● **TASK INSTRUCTIONS**
Read the records below and copy each line that contains "React".

____ DATASET ENTRIES

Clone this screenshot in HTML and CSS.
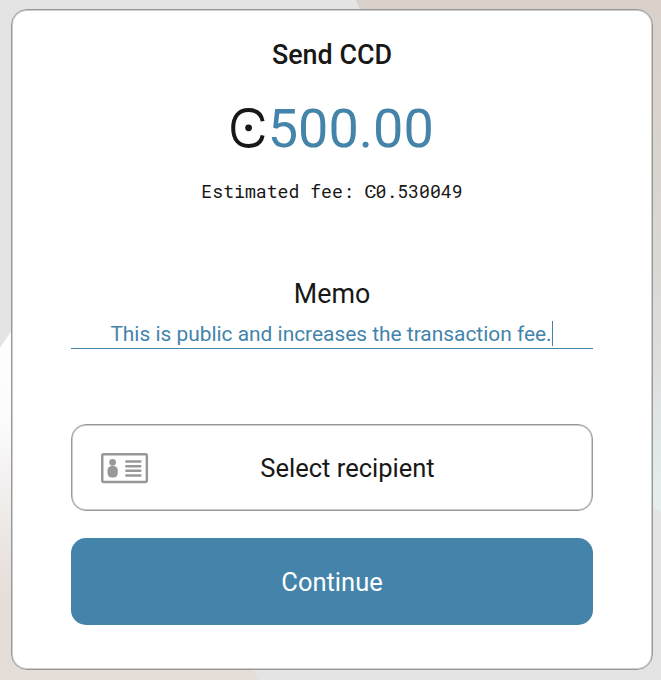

________
____ DATASET ENTRIES

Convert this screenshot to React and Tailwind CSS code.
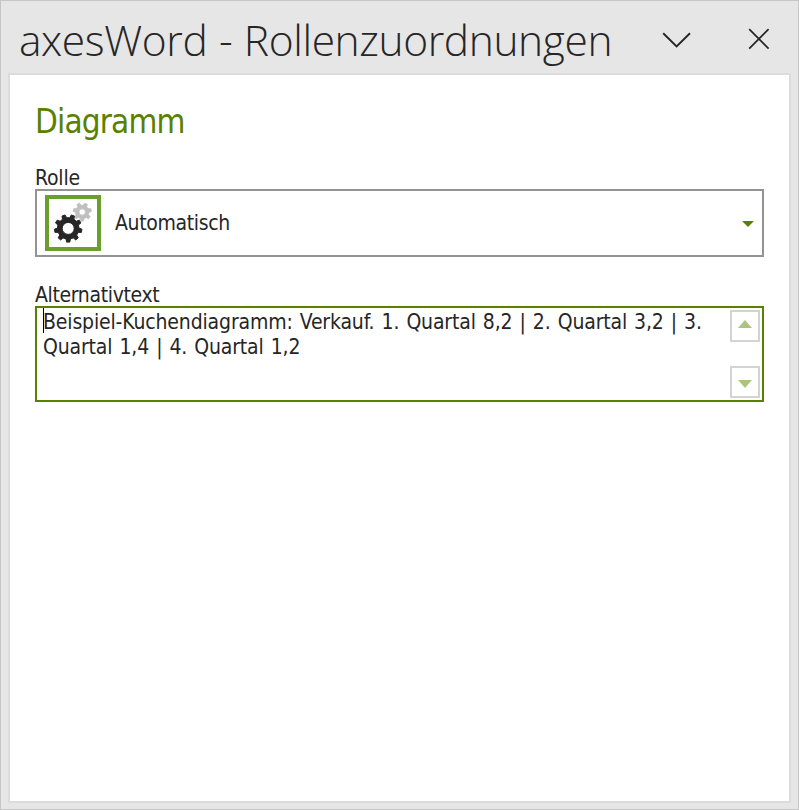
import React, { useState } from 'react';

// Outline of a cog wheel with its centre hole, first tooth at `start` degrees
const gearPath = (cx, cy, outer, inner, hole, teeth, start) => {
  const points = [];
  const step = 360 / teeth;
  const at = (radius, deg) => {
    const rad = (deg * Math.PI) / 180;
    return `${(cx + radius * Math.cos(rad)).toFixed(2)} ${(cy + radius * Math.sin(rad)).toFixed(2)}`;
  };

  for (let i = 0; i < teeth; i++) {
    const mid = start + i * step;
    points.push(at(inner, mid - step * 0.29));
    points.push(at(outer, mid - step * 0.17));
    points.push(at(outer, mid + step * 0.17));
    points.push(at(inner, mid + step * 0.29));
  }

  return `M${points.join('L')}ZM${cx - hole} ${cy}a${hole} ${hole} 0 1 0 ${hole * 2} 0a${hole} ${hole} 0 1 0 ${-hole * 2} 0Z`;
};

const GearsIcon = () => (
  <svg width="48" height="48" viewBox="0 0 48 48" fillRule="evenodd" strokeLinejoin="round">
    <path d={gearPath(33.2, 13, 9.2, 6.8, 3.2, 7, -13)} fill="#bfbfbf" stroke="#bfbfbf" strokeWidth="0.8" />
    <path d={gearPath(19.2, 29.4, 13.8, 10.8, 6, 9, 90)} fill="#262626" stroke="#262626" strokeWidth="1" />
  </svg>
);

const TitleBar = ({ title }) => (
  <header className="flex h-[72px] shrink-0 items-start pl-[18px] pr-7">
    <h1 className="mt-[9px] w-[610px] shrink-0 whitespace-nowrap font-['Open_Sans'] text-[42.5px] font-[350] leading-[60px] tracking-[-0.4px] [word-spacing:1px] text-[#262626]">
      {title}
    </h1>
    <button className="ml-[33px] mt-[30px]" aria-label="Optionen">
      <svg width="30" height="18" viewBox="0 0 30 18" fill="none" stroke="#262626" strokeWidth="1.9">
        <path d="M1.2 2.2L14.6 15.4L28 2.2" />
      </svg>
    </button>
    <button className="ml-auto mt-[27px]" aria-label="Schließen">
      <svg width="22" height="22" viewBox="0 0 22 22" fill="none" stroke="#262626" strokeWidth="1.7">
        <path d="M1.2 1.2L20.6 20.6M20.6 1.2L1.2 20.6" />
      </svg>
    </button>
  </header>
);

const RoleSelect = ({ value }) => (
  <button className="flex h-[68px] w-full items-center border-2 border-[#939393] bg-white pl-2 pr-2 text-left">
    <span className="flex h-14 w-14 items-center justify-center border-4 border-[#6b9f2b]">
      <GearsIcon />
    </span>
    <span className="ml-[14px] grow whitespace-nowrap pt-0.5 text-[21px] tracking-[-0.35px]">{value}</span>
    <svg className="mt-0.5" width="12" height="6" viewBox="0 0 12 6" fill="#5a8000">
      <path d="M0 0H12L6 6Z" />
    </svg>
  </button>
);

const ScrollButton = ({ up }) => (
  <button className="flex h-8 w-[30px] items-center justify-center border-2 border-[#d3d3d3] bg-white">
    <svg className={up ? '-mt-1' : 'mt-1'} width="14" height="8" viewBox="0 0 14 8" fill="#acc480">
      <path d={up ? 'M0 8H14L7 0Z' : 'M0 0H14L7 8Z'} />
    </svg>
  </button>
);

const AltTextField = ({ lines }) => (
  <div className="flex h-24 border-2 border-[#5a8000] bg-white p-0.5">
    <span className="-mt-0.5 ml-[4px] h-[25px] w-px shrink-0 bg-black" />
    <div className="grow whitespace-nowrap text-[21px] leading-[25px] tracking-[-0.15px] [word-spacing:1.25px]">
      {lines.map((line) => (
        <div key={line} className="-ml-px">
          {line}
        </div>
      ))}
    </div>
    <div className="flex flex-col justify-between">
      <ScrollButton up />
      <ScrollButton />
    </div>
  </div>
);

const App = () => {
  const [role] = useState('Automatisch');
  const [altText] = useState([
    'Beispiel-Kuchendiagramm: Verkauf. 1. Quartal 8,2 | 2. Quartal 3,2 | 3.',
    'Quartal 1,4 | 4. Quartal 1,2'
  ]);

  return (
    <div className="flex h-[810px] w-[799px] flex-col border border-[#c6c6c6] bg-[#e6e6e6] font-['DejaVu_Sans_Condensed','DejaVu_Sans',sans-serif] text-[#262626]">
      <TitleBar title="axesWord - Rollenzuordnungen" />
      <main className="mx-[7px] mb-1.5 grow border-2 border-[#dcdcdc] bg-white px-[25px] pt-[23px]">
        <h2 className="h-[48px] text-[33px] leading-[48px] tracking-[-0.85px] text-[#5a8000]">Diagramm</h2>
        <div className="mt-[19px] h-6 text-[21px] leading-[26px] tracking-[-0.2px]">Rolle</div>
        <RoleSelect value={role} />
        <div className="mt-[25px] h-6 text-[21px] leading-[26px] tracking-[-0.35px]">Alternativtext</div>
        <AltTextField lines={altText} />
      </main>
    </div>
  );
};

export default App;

________
____ DATASET ENTRIES

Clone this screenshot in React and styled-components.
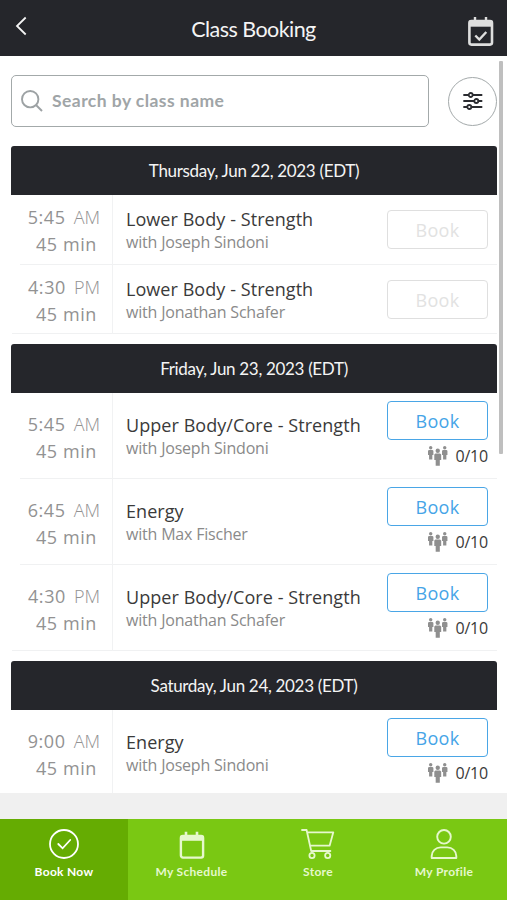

________

● **FINISHED ANSWER**
Convert this screenshot to React and Tailwind CSS code.
import React, { useState } from 'react';
Clone this screenshot in React and styled-components.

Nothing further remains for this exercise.